Review: ‘Father of the Bride’ is dark despite bright melodies
It’s a recurring theme in discussions amongst Vampire Weekend fans that their albums correspond to seasons. Their self-titled debut album, full of perky strings and New England imagery, is reminiscent of a collegiate fall. Their sophomore effort, “Contra,” with its bright synths and upbeat tempos, brings to mind a sunny summer day. And “Modern Vampires of the City,” their third album, is the definition of wintry, with its black and white cover and its existential, morbid themes.
“Father of the Bride,” Vampire Weekend’s latest album and their first new music in six years, continues this theme, calling to mind a new spring bloom with its plant imagery and laid-back atmosphere. More than that, spring is a season of rebirth, and “Father of the Bride” is Vampire Weekend’s most dramatic reimagining of themselves yet. Gone are most of the literary allusions and opacity that defined their early lyrics, replaced with an earnest straightforwardness and simplicity that nevertheless mask surprising depth.
Vampire Weekend’s sound, meanwhile, pulls from a new set of influences. If early Vampire Weekend’s vibe drew on the semi-ironic appropriation of Lacoste polos, Sperry boat shoes and summers at the Hamptons, then “Father of the Bride” has a vibe that calls to mind jam bands like the Grateful Dead and Phish, the old-fashioned twang and sincerity of country duets and the environmental consciousness and kitsch of the ’90s. It’s a sprawling, majestic album of greater scope than their previous works, and in spite of its ostensible lightness represents Vampire Weekend’s most mature music yet.
Actually, perhaps that sentence merits a clarification — while this is ostensibly a Vampire Weekend album, it would be more accurate to describe “Father of the Bride” as the product of lead singer, guitarist and frontman Ezra Koenig. Following the departure in 2016 of founding member Rostam Batmanglij, who was responsible for defining much of early Vampire Weekend’s sound, the band has become Koenig’s brainchild, both lyrically and melodically — bassist Chris Baio and drummer Chris Tomson have been relegated to the rear. More than ever, Vampire Weekend’s music seems to reflect Koenig’s thematic concerns: fatherhood (Koenig’s partner, the actress Rashida Jones, recently gave birth to the couple’s son), love and loss, and acceptance of life’s trials and tribulations.

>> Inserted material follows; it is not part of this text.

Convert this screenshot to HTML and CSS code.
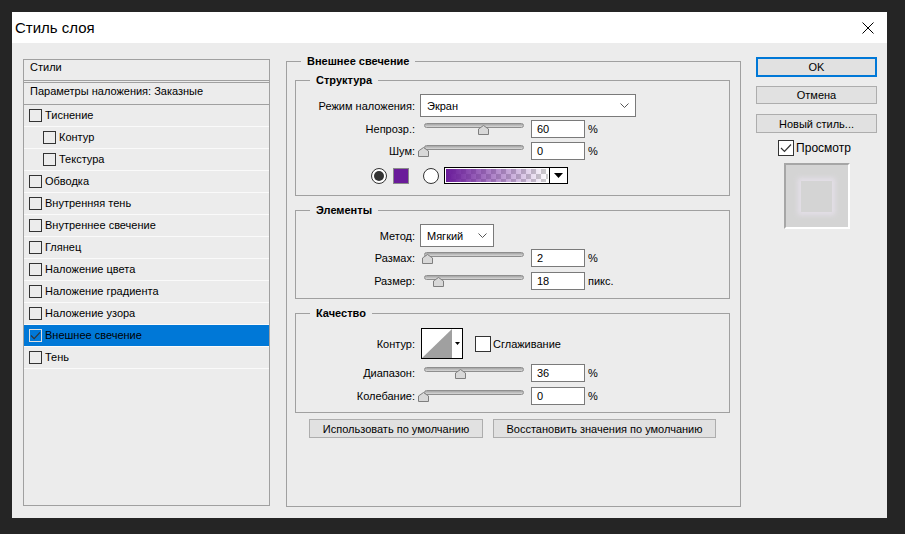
FILE: index.html
```html
<!DOCTYPE html>
<html lang="ru">
<head>
    <meta charset="UTF-8">
    <title>Стиль слоя</title>
    <link rel="stylesheet" href="styles.css">
</head>
<body>
    <svg class="defs" width="0" height="0">
        <symbol id="thumb" viewBox="0 0 11 10">
            <path d="M0.5 4 L5.5 0.5 L10.5 4 V9.5 H0.5 Z" fill="#d8d8d8" stroke="#7e7e7e"/>
        </symbol>
        <symbol id="chev" viewBox="0 0 9 5">
            <polyline points="0.5,0.5 4.5,4.5 8.5,0.5" fill="none" stroke="#555"/>
        </symbol>
        <symbol id="tick" viewBox="0 0 12 10">
            <polyline points="1,5 4.5,8.5 11,1.5" fill="none" stroke="#333" stroke-width="1.2"/>
        </symbol>
    </svg>

    <div class="dialog">
        <div class="titlebar">
            <span class="title">Стиль слоя</span>
            <svg class="close" width="12" height="12" viewBox="0 0 12 12"><path d="M0.5 0.5 L11.5 11.5 M11.5 0.5 L0.5 11.5" stroke="#000"/></svg>
        </div>

        <div class="content">
            <div class="styles-panel">
                <div class="panel-head">Стили</div>
                <div class="panel-blend">Параметры наложения: Заказные</div>
                <div class="style-row"><span class="box"></span>Тиснение</div>
                <div class="style-row sub"><span class="box"></span>Контур</div>
                <div class="style-row sub"><span class="box"></span>Текстура</div>
                <div class="style-row"><span class="box"></span>Обводка</div>
                <div class="style-row"><span class="box"></span>Внутренняя тень</div>
                <div class="style-row"><span class="box"></span>Внутреннее свечение</div>
                <div class="style-row"><span class="box"></span>Глянец</div>
                <div class="style-row"><span class="box"></span>Наложение цвета</div>
                <div class="style-row"><span class="box"></span>Наложение градиента</div>
                <div class="style-row"><span class="box"></span>Наложение узора</div>
                <div class="style-row active"><span class="box"><svg width="11" height="9"><use href="#tick"/></svg></span>Внешнее свечение</div>
                <div class="style-row"><span class="box"></span>Тень</div>
            </div>

            <fieldset class="group outer">
                <legend>Внешнее свечение</legend>
                <div class="outer-body">
                    <fieldset class="group">
                        <legend>Структура</legend>
                        <div class="group-body structure">
                            <div class="row">
                                <span class="lbl">Режим наложения:</span>
                                <div class="select wide">Экран<svg width="9" height="5"><use href="#chev"/></svg></div>
                            </div>
                            <div class="row gap3">
                                <span class="lbl">Непрозр.:</span>
                                <div class="slider"><div class="track"></div><svg class="thumb" style="left: 54px"><use href="#thumb"/></svg></div>
                                <div class="num">60</div><span class="unit">%</span>
                            </div>
                            <div class="row gap4">
                                <span class="lbl">Шум:</span>
                                <div class="slider"><div class="track"></div><svg class="thumb" style="left: -6px"><use href="#thumb"/></svg></div>
                                <div class="num">0</div><span class="unit">%</span>
                            </div>
                            <div class="color-row">
                                <svg class="radio" width="16" height="16" viewBox="0 0 16 16"><circle cx="8" cy="8" r="7.5" fill="#fff" stroke="#333"/><circle cx="8" cy="8" r="5" fill="#333"/></svg>
                                <span class="swatch"></span>
                                <svg class="radio second" width="16" height="16" viewBox="0 0 16 16"><circle cx="8" cy="8" r="7.5" fill="#fff" stroke="#333"/></svg>
                                <div class="gradient"><span class="ramp"></span><span class="drop"><svg width="9" height="5" viewBox="0 0 9 5"><path d="M0 0 H9 L4.5 5 Z" fill="#000"/></svg></span></div>
                            </div>
                        </div>
                    </fieldset>

                    <fieldset class="group spaced">
                        <legend>Элементы</legend>
                        <div class="group-body elements">
                            <div class="row">
                                <span class="lbl">Метод:</span>
                                <div class="select narrow">Мягкий<svg width="9" height="5"><use href="#chev"/></svg></div>
                            </div>
                            <div class="row gap2">
                                <span class="lbl">Размах:</span>
                                <div class="slider"><div class="track"></div><svg class="thumb" style="left: -2px"><use href="#thumb"/></svg></div>
                                <div class="num">2</div><span class="unit">%</span>
                            </div>
                            <div class="row gap5">
                                <span class="lbl">Размер:</span>
                                <div class="slider"><div class="track"></div><svg class="thumb" style="left: 9px"><use href="#thumb"/></svg></div>
                                <div class="num">18</div><span class="unit">пикс.</span>
                            </div>
                        </div>
                    </fieldset>

                    <fieldset class="group spaced">
                        <legend>Качество</legend>
                        <div class="group-body quality">
                            <div class="row">
                                <span class="lbl">Контур:</span>
                                <div class="contour">
                                    <svg width="30" height="29" viewBox="0 0 30 29"><path d="M0 29 L30 0 V29 Z" fill="#a0a0a0"/></svg>
                                    <span class="contour-drop"><svg width="5" height="3" viewBox="0 0 5 3"><path d="M0 0 H5 L2.5 3 Z" fill="#000"/></svg></span>
                                </div>
                                <span class="check white"></span><span class="check-text">Сглаживание</span>
                            </div>
                            <div class="row gap5">
                                <span class="lbl">Диапазон:</span>
                                <div class="slider"><div class="track"></div><svg class="thumb" style="left: 31px"><use href="#thumb"/></svg></div>
                                <div class="num">36</div><span class="unit">%</span>
                            </div>
                            <div class="row gap5">
                                <span class="lbl">Колебание:</span>
                                <div class="slider"><div class="track"></div><svg class="thumb" style="left: -6px"><use href="#thumb"/></svg></div>
                                <div class="num">0</div><span class="unit">%</span>
                            </div>
                        </div>
                    </fieldset>

                    <div class="defaults">
                        <button class="btn use-default">Использовать по умолчанию</button>
                        <button class="btn restore-default">Восстановить значения по умолчанию</button>
                    </div>
                </div>
            </fieldset>

            <div class="actions">
                <button class="btn ok">OK</button>
                <button class="btn cancel">Отмена</button>
                <button class="btn new-style">Новый стиль...</button>
                <div class="preview-toggle">
                    <span class="check white"><svg width="12" height="10"><use href="#tick"/></svg></span><span class="check-text">Просмотр</span>
                </div>
                <div class="preview"><span class="preview-layer"></span></div>
            </div>
        </div>
    </div>
</body>
</html>
```

FILE: styles.css
```css
* { margin: 0; padding: 0; box-sizing: border-box; }
body { background: #252525; padding: 12px; font-family: "Liberation Sans", Arial, sans-serif; font-size: 11px; color: #000; }
.defs { position: absolute; width: 0; height: 0; overflow: hidden; }

.dialog { width: 875px; height: 506px; background: #ececec; }
.titlebar { height: 31px; background: #fff; display: flex; align-items: center; justify-content: space-between; padding: 0 13px 0 3px; }
.title { font-size: 15px; }
.content { display: flex; align-items: flex-start; padding: 11px 0 0 11px; }

/* left list of layer styles */
.styles-panel { width: 247px; height: 447px; margin-top: 5px; border: 1px solid #a0a0a0; }
.panel-head { height: 21px; line-height: 14px; padding: 0 6px; border-bottom: 1px solid #a0a0a0; }
.panel-blend { height: 23px; margin-top: 1px; line-height: 14px; padding: 1px 6px 0; border-top: 1px solid #a0a0a0; border-bottom: 1px solid #a0a0a0; }
.style-row { height: 22px; display: flex; align-items: center; padding: 0 0 1px 5px; border-bottom: 1px solid #fafafa; }
.style-row.sub { padding-left: 19px; }
.style-row.active { background: #0078d7; }
.box { width: 13px; height: 13px; border: 1px solid #333; margin-right: 3px; display: flex; align-items: center; justify-content: center; }
.style-row.active .box { border-color: #e0e0e0; }

/* middle group boxes */
fieldset.group { border: 1px solid #a0a0a0; min-width: 0; }
fieldset.group legend { font-weight: bold; line-height: 14px; padding: 0 6px; margin-left: 14px; }
fieldset.spaced { margin-top: 7px; }
.outer { width: 455px; height: 453px; margin-left: 16px; }
.outer-body { padding: 5px 10px 0 8px; }
.structure { padding: 7px 0 11px; }
.elements { padding: 7px 0 8px; }
.quality { padding: 8px 0 7px; }

.row { display: flex; align-items: center; height: 18px; }
.row:first-child { height: auto; }
.row.gap2 { margin-top: 2px; }
.row.gap3 { margin-top: 3px; }
.row.gap4 { margin-top: 4px; }
.row.gap5 { margin-top: 5px; }
.lbl { width: 119px; margin-right: 5px; text-align: right; white-space: nowrap; }

.select { height: 23px; border: 1px solid #7a7a7a; background: #fff; display: flex; align-items: center; justify-content: space-between; padding: 0 6px; }
.select.wide { width: 216px; }
.select.narrow { width: 74px; }

.slider { position: relative; width: 100px; height: 14px; margin-left: 4px; }
.track { height: 5px; margin-top: 1px; border: 1px solid #8e8e8e; border-radius: 3px; background: linear-gradient(#a4a4a4, #d8d8d8); }
.thumb { position: absolute; top: 3px; width: 11px; height: 10px; }
.num { width: 54px; height: 18px; margin-left: 7px; border: 1px solid #7a7a7a; background: #fff; padding-left: 5px; line-height: 16px; }
.unit { margin-left: 3px; }

.color-row { display: flex; align-items: center; margin-top: 7px; padding-left: 75px; height: 17px; }
.swatch { width: 16px; height: 16px; margin-left: 6px; background: #6a1b9a; border: 1px solid #8a8a8a; }
.radio.second { margin-left: 14px; }
.gradient { display: flex; width: 124px; height: 17px; margin-left: 5px; border: 1px solid #000; background: #fff; }
.ramp { flex: 1; margin: 1px; background: linear-gradient(to right, #6a1b9a, rgba(106, 27, 154, 0)), repeating-conic-gradient(#cdcdcd 0 25%, #fff 0 50%) 0 0 / 10px 10px; }
.drop { width: 18px; border-left: 1px solid #000; display: flex; align-items: center; justify-content: center; }

.contour { width: 42px; height: 31px; margin-left: 1px; border: 1px solid #000; background: #fff; display: flex; }
.contour-drop { flex: 1; display: flex; align-items: center; justify-content: center; }
.check { width: 16px; height: 16px; border: 1px solid #333; display: flex; align-items: center; justify-content: center; }
.check.white { background: #fff; }
.quality .check { margin-left: 12px; }
.check-text { margin-left: 2px; }

.btn { font-family: inherit; font-size: 11px; color: #000; background: #e1e1e1; border: 1px solid #adadad; height: 19px; }
.defaults { display: flex; gap: 10px; margin: 6px 0 0 14px; }
.use-default { width: 174px; }
.restore-default { width: 223px; }

/* right column */
.actions { width: 121px; margin: 3px 0 0 15px; display: flex; flex-direction: column; }
.ok { height: 20px; border: 2px solid #0078d7; }
.cancel { height: 18px; margin-top: 9px; }
.new-style { height: 19px; margin-top: 10px; }
.preview-toggle { display: flex; align-items: center; justify-content: center; margin-top: 7px; padding-right: 4px; font-size: 12px; }
.preview { align-self: center; width: 66px; height: 66px; margin-top: 7px; background: #d4d4d4; border: 2px solid #a6a6a6; border-right-color: #fff; border-bottom-color: #fff; display: flex; align-items: center; justify-content: center; }
.preview-layer { width: 31px; height: 31px; background: #d4d4d4; box-shadow: 0 0 5px 3px #e4dfe8; }
```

Some reviews of the album have characterized “Father of the Bride” as embracing a newfound sense of happiness, especially compared to the gloom of “Modern Vampires of the City.” Lyrically, some parts of some songs do support this view. “When I was young, I was told I’d find one rich man in ten has a satisfied mind and I’m the one,” Koenig sings on the palm-wine inspired “Rich Man,” which sounds like it could be featured in a Wes Anderson film. On the energetic “Bambina,” the track most reminiscent of their previous works, he declares, “Life felt like heaven today, like a foreign car, though we are American-made.” In addition to the lyrics, the livelier sounds and carefree tones go a long way toward making “Father of the Bride” seem like a happy collection of music.

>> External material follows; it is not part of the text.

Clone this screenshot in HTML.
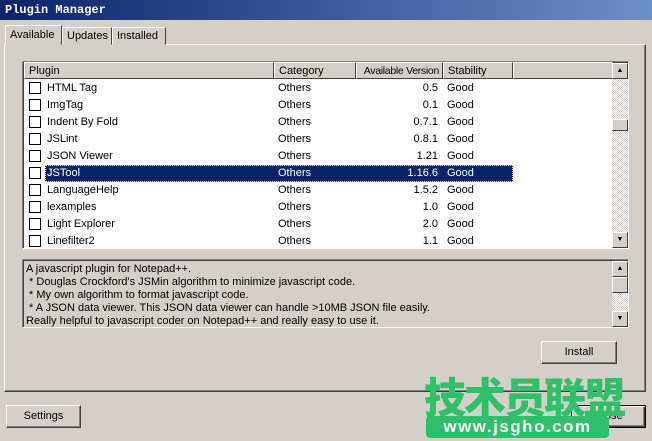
<!DOCTYPE html>
<html><head><style>
*{margin:0;padding:0;box-sizing:border-box}
body{width:652px;height:441px;background:#d4d0c8;font-family:"Liberation Sans",sans-serif;font-size:11px;position:relative;overflow:hidden;color:#000}
.a{position:absolute}
.title{left:0;top:0;width:652px;height:20px;background:linear-gradient(90deg,#0a246a,#6d8fc8);color:#fff;font-weight:bold;font-family:"Liberation Mono",monospace;font-size:12px;line-height:20px;padding-left:5px}
.raised{border:1px solid;border-color:#fff #404040 #404040 #fff;box-shadow:inset -1px -1px #808080}
.sunk{border:1px solid;border-color:#808080 #fff #fff #808080;box-shadow:inset 1px 1px #404040}
.tab{top:27px;height:18px;border:1px solid;border-color:#fff #404040 #d4d0c8 #fff;line-height:16px;padding:0 4px;font-size:11px;white-space:nowrap}
.btn{text-align:center;line-height:20px;font-size:11px}
.row{position:absolute;left:0;height:17px;line-height:17px;width:588px;white-space:nowrap}
.row span{position:absolute}
.cb{position:absolute;left:6px;top:2px;width:12px;height:12px;border:1px solid #000;background:#fff}
.hd{position:absolute;top:0;height:17px;line-height:16px;border:1px solid;border-color:#fff #404040 #404040 #fff;padding-left:4px;background:#d4d0c8;white-space:nowrap;overflow:hidden}
.sb{background:repeating-conic-gradient(#d4d0c8 0 25%,#fff 0 50%) 0 0/2px 2px}
.arr{position:absolute;left:0;width:16px;height:16px;background:#d4d0c8;border:1px solid;border-color:#fff #404040 #404040 #fff;font-size:7px;text-align:center;line-height:14px}
</style></head><body>
<div class="a title">Plugin Manager</div>
<div class="a" style="left:4px;top:44px;width:642px;height:348px;border:1px solid;border-color:#fff #404040 #404040 #fff;box-shadow:inset -1px -1px #808080"></div>
<div class="a tab" style="left:5px;top:25px;height:20px;background:#d4d0c8;width:57px;line-height:18px">Available</div>
<div class="a tab" style="left:62px;width:50px">Updates</div>
<div class="a tab" style="left:112px;width:54px">Installed</div>

<div class="a sunk" style="left:22px;top:61px;width:607px;height:188px;background:#fff;overflow:hidden">
 <div class="hd" style="left:1px;width:250px">Plugin</div>
 <div class="hd" style="left:251px;width:82px">Category</div>
 <div class="hd" style="left:333px;width:87px;text-align:right;padding:0 3px 0 0;font-size:10.5px;letter-spacing:-0.3px">Available Version</div>
 <div class="hd" style="left:420px;width:70px">Stability</div>
 <div class="hd" style="left:490px;width:100px"></div>
 <div style="position:absolute;left:0;top:18px">
  <div class="row" style="top:0"><div class="cb"></div><span style="left:24px">HTML Tag</span><span style="left:255px">Others</span><span style="right:173px">0.5</span><span style="left:424px">Good</span></div>
  <div class="row" style="top:17px"><div class="cb"></div><span style="left:24px">ImgTag</span><span style="left:255px">Others</span><span style="right:173px">0.1</span><span style="left:424px">Good</span></div>
  <div class="row" style="top:34px"><div class="cb"></div><span style="left:24px">Indent By Fold</span><span style="left:255px">Others</span><span style="right:173px">0.7.1</span><span style="left:424px">Good</span></div>
  <div class="row" style="top:51px"><div class="cb"></div><span style="left:24px">JSLint</span><span style="left:255px">Others</span><span style="right:173px">0.8.1</span><span style="left:424px">Good</span></div>
  <div class="row" style="top:68px"><div class="cb"></div><span style="left:24px">JSON Viewer</span><span style="left:255px">Others</span><span style="right:173px">1.21</span><span style="left:424px">Good</span></div>
  <div class="row" style="top:85px"><div class="cb"></div><div style="position:absolute;left:22px;top:0;width:468px;height:17px;background:#0a246a;outline:1px dotted #ff0;outline-offset:-1px"></div><span style="left:24px;color:#fff">JSTool</span><span style="left:255px;color:#fff">Others</span><span style="right:173px;color:#fff">1.16.6</span><span style="left:424px;color:#fff">Good</span></div>
  <div class="row" style="top:102px"><div class="cb"></div><span style="left:24px">LanguageHelp</span><span style="left:255px">Others</span><span style="right:173px">1.5.2</span><span style="left:424px">Good</span></div>
  <div class="row" style="top:119px"><div class="cb"></div><span style="left:24px">lexamples</span><span style="left:255px">Others</span><span style="right:173px">1.0</span><span style="left:424px">Good</span></div>
  <div class="row" style="top:136px"><div class="cb"></div><span style="left:24px">Light Explorer</span><span style="left:255px">Others</span><span style="right:173px">2.0</span><span style="left:424px">Good</span></div>
  <div class="row" style="top:153px"><div class="cb"></div><span style="left:24px">Linefilter2</span><span style="left:255px">Others</span><span style="right:173px">1.1</span><span style="left:424px">Good</span></div>
 </div>
 <div class="sb" style="position:absolute;left:589px;top:1px;width:16px;height:185px">
  <div class="arr" style="top:0">▲</div>
  <div class="arr" style="top:56px;height:12px"></div>
  <div class="arr" style="top:169px">▼</div>
 </div>
</div>

<div class="a sunk" style="left:22px;top:259px;width:607px;height:69px;overflow:hidden;line-height:13px;padding:3px 0 0 3px;white-space:nowrap">
A javascript plugin for Notepad++.<br>&nbsp;* Douglas Crockford's JSMin algorithm to minimize javascript code.<br>&nbsp;* My own algorithm to format javascript code.<br>&nbsp;* A JSON data viewer. This JSON data viewer can handle &gt;10MB JSON file easily.<br>Really helpful to javascript coder on Notepad++ and really easy to use it.
 <div class="sb" style="position:absolute;left:589px;top:1px;width:16px;height:66px">
  <div class="arr" style="top:0">▲</div>
  <div class="arr" style="top:16px"></div>
  <div class="arr" style="top:50px">▼</div>
 </div>
</div>

<div class="a raised btn" style="left:541px;top:341px;width:76px;height:23px">Install</div>
<div class="a raised btn" style="left:6px;top:405px;width:75px;height:23px">Settings</div>
<div class="a btn" style="left:571px;top:405px;width:75px;height:23px;border:1px solid #000;box-shadow:inset 1px 1px #fff,inset -1px -1px #404040,inset -2px -2px #808080">Close</div>

<div class="a" style="left:424px;top:372px;font-family:'Noto Sans CJK SC',sans-serif;font-weight:900;font-size:42px;line-height:48px;color:#2ec16a;letter-spacing:-2px">技术员联盟</div>
<div class="a" style="left:426px;top:416px;width:183px;height:22px;background:#2ec16a;border-radius:4px;color:#fff;font-weight:bold;font-size:17px;line-height:22px;text-align:center;letter-spacing:1.5px">www.jsgho.com</div>
</body></html>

But while the melodies are brighter, the lyrics as a whole are darker than ever. The album’s first single, “Harmony Hall” features in its chorus the line, “I don’t wanna live like this, but I don’t wanna die” — a callback to the same line from their earlier track “Finger Back.” The Van Morrison-esque “This Life” declares, “Baby, I know pain is as natural as the rain, I just thought it didn’t rain in California.” And in “How Long?” another deceptively upbeat song, Koenig sings, “How long ’til we sink to the bottom of the sea? How long, how long?”
Dark stuff. But what sets “Father of the Bride” apart from “Modern Vampires of the City” is a sense that, while tragedy in life is inevitable, it need not be overwhelming. Darkness exists, but so does the light, and every night brings a new day — just as every day brings a new night.
“After wrestling with what I want to do with my life, and meaning, and death and all these things, life just goes on, and you still deal with anxiety and depression, but it can almost feel mundane,” Koenig said in an interview with the publication Highsnobiety about the album. “You still wrestle with weighty themes, but you also have to have a laugh about it, too.”
One of my favorite lyrics from the album might sum up this theme best. In the opening track, “Hold You Now,” a duet with Danielle Haim of HAIM, Koenig and Haim declare, “I can’t carry you forever, but I can hold you now.” It’s a reminder that while the good times won’t last, they do exist, and it’s our job to cherish them while we can.
“Father of the Bride” is not a perfect album. Its kitsch can sometimes translate into cheesiness, and it lacks the coherence of vision that defined Vampire Weekend’s earlier works. But it’s new and it’s lively and it’s fun, and even its grimmest moments are refreshing. “Things have never been stranger ... things are gonna stay strange,” Koenig sings on the track “Stranger.” I, for one, am here for this newfound strangeness.